Elucidating the Role of Excess Li in the Electrochemical Performance of Li1+x[Ni0.5Mn0.5]1−xO2 Layered Oxides

Abstract

Layered cathode materials comprising of Ni and Mn can possess comparable theoretical capacities to Ni-rich cathode materials. However, to draw upon this capacity, they need to overcome rate capability issues and operate to higher voltages. Incorporating excess Li during synthesis can allow much of this capacity to be accessed. This work compares the effects of excess Li on electrochemical properties of Li1+x[Ni0.5Mn0.5]1-xO2 layered oxides in the conventional voltage window as well as with higher upper cut-off voltages.
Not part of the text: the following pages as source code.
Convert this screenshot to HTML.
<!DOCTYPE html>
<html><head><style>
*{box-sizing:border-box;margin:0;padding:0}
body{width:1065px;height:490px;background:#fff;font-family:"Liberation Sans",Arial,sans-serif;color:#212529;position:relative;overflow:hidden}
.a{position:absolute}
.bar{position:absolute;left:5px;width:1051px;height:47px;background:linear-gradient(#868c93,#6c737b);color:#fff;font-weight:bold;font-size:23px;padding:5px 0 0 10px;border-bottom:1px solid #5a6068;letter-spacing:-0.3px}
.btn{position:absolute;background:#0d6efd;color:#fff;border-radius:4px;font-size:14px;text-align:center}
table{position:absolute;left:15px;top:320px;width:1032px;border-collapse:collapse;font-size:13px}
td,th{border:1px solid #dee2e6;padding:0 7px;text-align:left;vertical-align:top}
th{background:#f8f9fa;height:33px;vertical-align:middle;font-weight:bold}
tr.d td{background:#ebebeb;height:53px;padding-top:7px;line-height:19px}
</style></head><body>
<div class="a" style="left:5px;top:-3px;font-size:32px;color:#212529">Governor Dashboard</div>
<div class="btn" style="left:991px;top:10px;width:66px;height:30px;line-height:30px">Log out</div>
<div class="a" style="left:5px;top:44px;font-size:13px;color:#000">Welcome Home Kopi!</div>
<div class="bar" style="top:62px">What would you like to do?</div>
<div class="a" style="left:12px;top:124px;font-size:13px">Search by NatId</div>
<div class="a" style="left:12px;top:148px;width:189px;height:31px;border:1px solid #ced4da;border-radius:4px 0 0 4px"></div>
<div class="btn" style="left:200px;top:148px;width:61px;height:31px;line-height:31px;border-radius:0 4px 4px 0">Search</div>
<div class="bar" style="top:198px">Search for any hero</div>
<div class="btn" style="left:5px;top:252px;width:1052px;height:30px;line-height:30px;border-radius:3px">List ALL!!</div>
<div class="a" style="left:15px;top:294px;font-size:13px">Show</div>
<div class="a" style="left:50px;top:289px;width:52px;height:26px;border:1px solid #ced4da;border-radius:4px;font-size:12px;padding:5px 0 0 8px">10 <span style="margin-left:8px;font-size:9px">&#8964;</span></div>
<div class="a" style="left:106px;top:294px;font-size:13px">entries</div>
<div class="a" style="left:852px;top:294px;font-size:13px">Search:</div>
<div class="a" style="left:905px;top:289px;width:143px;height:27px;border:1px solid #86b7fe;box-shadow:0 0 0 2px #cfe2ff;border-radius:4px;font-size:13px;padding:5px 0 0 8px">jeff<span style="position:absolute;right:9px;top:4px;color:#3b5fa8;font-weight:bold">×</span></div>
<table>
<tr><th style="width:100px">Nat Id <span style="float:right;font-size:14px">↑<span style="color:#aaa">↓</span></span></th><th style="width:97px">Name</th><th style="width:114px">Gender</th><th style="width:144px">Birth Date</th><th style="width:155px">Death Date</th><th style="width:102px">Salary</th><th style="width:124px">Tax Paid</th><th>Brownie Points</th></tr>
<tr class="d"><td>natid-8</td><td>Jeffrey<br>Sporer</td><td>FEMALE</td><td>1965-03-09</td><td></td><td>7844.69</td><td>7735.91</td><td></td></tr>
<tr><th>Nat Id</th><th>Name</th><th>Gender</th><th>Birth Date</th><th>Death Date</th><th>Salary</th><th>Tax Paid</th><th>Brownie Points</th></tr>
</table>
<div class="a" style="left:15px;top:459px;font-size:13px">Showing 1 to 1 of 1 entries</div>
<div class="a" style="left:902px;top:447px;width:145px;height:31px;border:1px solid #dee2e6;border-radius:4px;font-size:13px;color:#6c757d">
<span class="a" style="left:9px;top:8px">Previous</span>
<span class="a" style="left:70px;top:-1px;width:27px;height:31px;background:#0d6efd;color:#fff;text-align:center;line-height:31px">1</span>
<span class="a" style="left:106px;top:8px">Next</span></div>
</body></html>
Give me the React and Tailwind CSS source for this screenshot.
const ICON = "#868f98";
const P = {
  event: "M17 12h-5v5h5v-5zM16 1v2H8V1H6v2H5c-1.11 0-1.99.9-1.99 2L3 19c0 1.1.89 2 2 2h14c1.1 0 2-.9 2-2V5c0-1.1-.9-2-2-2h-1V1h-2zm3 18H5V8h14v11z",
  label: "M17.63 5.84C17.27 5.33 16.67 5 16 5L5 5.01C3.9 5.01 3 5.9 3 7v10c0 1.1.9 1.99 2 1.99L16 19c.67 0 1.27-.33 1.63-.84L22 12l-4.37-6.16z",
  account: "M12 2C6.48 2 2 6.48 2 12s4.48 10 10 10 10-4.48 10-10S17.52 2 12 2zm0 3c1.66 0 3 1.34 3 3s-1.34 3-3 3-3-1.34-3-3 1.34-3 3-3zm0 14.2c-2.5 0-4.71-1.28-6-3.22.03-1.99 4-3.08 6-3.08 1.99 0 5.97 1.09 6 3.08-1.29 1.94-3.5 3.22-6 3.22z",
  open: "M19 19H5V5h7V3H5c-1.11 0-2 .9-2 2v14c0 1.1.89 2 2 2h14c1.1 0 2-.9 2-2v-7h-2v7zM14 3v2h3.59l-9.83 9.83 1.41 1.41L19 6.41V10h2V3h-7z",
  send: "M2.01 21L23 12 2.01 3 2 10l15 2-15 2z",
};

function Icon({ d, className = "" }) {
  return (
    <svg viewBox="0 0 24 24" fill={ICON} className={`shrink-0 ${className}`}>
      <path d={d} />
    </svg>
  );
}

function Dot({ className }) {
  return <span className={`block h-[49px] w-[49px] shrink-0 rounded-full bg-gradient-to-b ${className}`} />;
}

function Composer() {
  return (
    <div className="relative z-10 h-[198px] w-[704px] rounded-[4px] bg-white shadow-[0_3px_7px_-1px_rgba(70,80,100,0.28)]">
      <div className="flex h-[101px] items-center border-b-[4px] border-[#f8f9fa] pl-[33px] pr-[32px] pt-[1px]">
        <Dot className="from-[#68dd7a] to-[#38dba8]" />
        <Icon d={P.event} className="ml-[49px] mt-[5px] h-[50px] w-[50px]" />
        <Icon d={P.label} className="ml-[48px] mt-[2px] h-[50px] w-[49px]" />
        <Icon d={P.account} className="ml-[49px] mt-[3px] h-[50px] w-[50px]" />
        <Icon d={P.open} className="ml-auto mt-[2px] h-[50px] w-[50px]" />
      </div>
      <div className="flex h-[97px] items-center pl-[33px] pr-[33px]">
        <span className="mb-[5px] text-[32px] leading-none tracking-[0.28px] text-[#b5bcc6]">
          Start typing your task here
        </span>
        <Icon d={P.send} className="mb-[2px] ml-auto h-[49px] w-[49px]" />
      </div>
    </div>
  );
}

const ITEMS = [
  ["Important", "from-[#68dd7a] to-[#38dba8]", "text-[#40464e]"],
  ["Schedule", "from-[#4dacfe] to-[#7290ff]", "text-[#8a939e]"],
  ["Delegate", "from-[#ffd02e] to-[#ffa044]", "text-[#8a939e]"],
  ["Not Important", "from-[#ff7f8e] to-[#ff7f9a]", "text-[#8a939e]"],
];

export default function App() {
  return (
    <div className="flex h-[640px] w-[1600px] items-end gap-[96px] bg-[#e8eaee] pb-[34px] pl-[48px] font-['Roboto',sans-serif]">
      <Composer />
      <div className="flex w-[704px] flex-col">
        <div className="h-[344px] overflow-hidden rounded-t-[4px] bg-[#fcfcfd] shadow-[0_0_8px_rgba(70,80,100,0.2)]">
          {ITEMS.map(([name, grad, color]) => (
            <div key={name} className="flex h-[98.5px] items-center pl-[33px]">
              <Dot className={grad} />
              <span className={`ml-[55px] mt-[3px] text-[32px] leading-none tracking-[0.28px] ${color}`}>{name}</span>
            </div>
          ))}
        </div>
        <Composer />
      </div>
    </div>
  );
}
Materials with different amounts of excess Li were systematically compared based on specific capacity, first-cycle irreversible loss, cycling stability, and rate capability in the voltage ranges of 3.0 V–4.3 V, 3.0 V–4.5 V, and 3.0 V–4.8 V. In all samples, excess Li improves the rate capability and cycling stability in all these voltage ranges while significant gains in specific capacity can only be attained when operating these materials at higher voltage cut-offs. The improved rate capability performance in presence of excess Li can be attributed to enhanced electronic conductivity and Li+ ion diffusion arising from reduced amounts of Ni in the Li layer.